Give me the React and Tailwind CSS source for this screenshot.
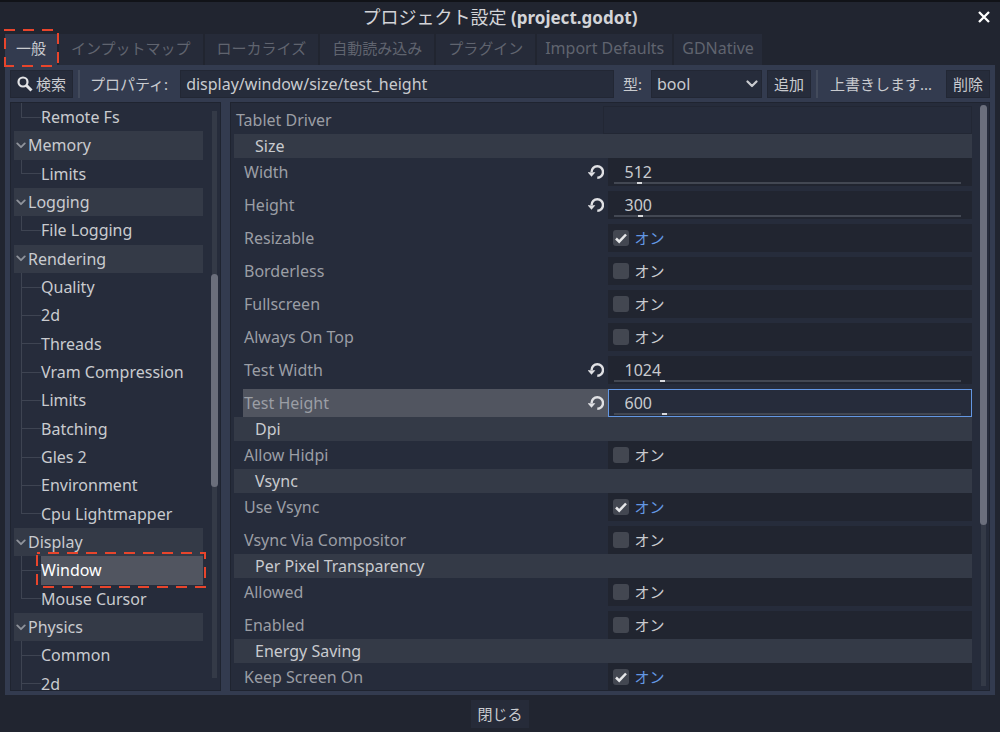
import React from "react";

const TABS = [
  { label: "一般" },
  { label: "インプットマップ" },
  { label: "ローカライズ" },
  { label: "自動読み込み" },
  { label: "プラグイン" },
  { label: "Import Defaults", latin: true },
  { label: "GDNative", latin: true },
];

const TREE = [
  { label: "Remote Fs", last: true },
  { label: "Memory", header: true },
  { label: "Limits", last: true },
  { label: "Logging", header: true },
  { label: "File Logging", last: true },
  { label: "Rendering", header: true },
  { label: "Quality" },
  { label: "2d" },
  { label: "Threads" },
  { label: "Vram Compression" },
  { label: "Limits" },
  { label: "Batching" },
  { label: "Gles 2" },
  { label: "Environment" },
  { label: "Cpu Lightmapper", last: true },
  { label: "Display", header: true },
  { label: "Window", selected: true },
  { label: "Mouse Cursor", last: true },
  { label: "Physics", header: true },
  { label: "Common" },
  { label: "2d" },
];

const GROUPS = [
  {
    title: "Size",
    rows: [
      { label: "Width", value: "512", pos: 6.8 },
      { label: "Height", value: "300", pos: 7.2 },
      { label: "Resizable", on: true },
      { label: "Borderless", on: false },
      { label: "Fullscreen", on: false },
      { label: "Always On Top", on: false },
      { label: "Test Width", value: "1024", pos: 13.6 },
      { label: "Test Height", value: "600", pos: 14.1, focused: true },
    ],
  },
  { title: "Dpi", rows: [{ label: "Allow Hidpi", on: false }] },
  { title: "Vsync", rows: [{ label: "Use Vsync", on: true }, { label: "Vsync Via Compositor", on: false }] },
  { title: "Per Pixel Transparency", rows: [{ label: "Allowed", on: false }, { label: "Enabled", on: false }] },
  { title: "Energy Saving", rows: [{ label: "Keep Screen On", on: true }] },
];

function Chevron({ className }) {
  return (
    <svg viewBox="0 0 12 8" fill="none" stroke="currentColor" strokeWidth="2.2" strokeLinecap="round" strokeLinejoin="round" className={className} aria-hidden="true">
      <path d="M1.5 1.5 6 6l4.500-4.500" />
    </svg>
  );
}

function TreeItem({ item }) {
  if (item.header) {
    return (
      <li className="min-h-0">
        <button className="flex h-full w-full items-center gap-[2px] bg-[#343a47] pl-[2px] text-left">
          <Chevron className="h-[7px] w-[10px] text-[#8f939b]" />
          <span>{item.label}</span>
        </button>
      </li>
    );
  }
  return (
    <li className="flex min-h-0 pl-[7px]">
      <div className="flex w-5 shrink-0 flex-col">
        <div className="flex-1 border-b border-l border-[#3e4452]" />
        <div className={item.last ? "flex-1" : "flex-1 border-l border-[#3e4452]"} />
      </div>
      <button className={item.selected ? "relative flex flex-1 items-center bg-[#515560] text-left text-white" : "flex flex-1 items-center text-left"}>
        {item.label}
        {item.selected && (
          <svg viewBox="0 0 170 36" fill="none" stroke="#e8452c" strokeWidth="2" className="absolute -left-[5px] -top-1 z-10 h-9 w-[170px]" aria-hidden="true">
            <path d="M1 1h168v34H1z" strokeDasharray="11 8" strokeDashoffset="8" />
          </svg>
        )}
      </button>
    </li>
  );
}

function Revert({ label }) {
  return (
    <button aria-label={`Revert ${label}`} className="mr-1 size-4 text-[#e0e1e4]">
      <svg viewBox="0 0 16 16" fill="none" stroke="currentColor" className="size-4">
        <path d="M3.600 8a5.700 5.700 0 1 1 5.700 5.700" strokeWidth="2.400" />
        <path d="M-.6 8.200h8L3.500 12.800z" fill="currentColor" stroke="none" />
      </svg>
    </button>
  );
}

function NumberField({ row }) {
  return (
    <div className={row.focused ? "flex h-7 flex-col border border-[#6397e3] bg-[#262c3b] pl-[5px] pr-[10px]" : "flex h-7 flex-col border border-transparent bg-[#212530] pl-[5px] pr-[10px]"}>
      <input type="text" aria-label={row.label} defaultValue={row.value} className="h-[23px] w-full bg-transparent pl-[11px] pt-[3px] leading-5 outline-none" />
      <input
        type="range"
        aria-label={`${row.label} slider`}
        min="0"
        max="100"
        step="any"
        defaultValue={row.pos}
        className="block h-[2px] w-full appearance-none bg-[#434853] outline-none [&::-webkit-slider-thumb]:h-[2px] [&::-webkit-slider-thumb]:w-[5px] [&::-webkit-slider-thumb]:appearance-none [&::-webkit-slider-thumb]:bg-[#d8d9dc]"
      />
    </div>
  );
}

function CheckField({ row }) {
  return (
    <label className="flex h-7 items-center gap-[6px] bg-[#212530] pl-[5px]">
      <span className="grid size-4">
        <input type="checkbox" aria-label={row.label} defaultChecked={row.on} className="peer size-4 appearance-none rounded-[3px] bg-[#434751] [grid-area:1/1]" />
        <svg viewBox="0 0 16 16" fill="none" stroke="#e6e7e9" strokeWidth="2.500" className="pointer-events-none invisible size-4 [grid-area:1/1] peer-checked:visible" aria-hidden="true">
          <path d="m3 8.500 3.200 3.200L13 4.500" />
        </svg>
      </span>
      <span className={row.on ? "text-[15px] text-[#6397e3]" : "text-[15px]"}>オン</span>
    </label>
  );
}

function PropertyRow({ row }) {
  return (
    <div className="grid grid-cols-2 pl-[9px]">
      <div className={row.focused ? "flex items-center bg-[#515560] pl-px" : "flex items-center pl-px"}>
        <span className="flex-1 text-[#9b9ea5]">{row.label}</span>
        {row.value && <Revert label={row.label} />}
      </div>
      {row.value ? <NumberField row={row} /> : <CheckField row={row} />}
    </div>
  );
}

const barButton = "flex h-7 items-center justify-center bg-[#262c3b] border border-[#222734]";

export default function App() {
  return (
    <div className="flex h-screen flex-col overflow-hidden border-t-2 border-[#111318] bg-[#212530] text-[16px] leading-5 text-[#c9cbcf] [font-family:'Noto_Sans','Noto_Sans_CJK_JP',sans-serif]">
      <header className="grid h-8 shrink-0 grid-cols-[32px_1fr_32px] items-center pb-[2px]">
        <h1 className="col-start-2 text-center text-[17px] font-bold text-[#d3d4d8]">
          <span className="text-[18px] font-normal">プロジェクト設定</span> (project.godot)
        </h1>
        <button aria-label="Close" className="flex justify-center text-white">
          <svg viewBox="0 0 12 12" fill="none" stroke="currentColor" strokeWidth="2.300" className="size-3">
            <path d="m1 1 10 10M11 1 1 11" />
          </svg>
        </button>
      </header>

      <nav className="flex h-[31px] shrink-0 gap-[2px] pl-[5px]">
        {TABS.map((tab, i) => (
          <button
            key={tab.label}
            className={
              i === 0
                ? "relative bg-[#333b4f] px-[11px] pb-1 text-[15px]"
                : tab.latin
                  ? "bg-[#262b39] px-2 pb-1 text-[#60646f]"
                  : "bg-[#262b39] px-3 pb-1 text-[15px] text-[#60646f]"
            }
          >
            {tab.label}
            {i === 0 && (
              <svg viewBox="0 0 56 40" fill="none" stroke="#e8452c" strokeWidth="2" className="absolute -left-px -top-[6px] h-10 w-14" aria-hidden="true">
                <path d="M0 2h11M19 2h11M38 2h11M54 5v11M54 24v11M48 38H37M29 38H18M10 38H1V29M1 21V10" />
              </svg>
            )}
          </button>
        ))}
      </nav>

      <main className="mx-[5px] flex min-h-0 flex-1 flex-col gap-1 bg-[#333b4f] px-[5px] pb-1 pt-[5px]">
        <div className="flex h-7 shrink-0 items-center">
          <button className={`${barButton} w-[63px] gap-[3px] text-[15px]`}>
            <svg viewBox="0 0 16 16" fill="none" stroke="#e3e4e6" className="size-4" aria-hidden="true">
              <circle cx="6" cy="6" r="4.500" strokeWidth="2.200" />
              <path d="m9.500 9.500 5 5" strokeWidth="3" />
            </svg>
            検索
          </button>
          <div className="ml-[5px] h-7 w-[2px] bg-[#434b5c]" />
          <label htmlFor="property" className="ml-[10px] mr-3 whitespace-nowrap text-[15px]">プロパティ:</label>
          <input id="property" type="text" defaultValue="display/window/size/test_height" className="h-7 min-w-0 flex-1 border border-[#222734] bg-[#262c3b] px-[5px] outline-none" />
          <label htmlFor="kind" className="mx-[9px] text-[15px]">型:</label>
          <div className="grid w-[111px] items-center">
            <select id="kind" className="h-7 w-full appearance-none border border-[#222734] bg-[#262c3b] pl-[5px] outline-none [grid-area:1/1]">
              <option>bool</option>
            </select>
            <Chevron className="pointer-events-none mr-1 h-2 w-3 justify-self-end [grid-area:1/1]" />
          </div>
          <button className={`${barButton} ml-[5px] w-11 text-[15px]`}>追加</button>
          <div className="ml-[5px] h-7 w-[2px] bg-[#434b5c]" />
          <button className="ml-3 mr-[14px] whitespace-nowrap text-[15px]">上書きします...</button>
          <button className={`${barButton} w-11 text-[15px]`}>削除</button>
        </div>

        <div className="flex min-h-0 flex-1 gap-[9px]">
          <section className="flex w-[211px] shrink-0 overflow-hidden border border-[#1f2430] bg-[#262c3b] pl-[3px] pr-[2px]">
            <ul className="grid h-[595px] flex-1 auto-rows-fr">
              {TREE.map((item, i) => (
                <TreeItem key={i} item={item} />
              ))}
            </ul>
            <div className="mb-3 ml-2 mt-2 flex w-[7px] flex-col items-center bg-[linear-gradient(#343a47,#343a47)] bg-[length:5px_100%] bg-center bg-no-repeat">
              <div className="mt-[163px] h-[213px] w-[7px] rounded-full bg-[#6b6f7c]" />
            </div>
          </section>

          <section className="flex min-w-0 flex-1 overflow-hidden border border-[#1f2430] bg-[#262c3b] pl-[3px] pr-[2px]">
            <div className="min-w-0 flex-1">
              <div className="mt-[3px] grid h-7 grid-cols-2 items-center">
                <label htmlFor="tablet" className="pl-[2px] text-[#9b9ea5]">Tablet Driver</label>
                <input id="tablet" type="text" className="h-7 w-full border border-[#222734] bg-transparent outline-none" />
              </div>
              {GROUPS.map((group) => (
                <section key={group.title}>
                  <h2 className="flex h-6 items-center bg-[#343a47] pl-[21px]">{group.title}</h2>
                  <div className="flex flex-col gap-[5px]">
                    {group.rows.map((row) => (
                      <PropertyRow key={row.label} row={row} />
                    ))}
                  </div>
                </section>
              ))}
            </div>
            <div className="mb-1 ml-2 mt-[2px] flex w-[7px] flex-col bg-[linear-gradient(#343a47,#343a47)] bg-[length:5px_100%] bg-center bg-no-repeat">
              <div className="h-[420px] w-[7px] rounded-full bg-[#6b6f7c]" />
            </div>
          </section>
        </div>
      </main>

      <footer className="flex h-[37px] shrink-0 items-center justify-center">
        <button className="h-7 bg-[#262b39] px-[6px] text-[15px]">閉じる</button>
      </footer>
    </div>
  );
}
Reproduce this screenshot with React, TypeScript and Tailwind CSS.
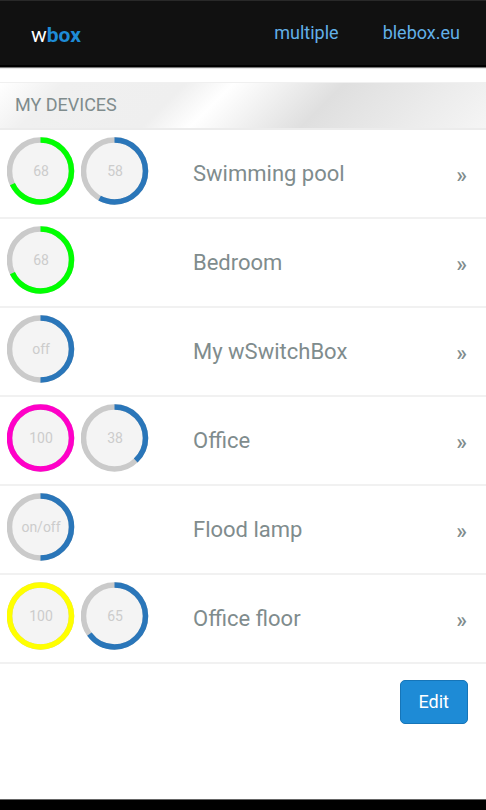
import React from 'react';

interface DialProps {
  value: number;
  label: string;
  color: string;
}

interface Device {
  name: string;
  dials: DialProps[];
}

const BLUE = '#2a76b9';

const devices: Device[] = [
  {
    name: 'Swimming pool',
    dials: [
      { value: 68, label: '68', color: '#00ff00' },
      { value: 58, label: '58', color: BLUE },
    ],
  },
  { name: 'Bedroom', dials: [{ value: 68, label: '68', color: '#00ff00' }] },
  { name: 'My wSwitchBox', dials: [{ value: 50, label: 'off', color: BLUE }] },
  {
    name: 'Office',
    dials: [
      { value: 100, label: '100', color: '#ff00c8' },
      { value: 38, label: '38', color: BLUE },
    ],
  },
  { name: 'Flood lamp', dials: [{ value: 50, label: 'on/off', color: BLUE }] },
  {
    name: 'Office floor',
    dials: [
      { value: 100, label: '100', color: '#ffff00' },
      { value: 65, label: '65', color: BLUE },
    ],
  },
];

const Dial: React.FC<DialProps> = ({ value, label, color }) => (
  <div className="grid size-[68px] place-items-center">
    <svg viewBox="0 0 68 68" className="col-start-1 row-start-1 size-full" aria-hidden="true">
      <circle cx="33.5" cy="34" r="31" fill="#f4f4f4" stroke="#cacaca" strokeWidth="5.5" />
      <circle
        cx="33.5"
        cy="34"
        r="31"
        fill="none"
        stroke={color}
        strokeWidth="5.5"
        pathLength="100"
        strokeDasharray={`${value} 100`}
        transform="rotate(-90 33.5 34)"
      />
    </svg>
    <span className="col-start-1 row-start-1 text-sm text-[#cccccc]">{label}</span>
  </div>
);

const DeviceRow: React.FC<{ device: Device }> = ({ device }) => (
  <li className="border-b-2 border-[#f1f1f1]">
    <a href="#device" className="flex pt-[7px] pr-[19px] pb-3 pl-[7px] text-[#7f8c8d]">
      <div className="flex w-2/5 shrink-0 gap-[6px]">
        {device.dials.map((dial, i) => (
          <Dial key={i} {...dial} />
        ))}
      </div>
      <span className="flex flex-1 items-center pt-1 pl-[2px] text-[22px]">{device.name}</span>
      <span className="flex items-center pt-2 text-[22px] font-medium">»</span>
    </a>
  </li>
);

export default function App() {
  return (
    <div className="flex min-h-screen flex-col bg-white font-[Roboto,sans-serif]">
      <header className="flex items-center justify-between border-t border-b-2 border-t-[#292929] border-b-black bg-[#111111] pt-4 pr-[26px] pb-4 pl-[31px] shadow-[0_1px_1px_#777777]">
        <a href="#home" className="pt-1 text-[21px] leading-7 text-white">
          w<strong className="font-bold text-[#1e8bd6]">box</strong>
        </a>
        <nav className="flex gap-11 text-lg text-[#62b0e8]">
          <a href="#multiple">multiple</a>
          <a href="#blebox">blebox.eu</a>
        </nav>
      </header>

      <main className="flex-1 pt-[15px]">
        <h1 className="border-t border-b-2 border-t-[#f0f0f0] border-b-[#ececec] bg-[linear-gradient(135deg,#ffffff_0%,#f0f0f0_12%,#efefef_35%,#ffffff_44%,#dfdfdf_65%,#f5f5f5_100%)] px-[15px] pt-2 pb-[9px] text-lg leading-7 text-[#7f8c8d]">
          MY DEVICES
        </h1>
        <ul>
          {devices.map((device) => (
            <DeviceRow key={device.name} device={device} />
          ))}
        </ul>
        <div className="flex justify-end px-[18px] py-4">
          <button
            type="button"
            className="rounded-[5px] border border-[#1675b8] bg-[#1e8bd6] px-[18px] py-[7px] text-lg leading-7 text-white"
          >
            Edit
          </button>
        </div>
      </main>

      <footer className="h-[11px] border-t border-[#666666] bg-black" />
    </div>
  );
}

> **Task to complete**
From the listing above, repeat only the lines between the line containing "Reproduce this screenshot" and the line containing "const BLUE = '#2a76b9';", those two included. Pictures are not part of the copy.

> **The answer**
Reproduce this screenshot with React, TypeScript and Tailwind CSS.
import React from 'react';

interface DialProps {
  value: number;
  label: string;
  color: string;
}

interface Device {
  name: string;
  dials: DialProps[];
}

const BLUE = '#2a76b9';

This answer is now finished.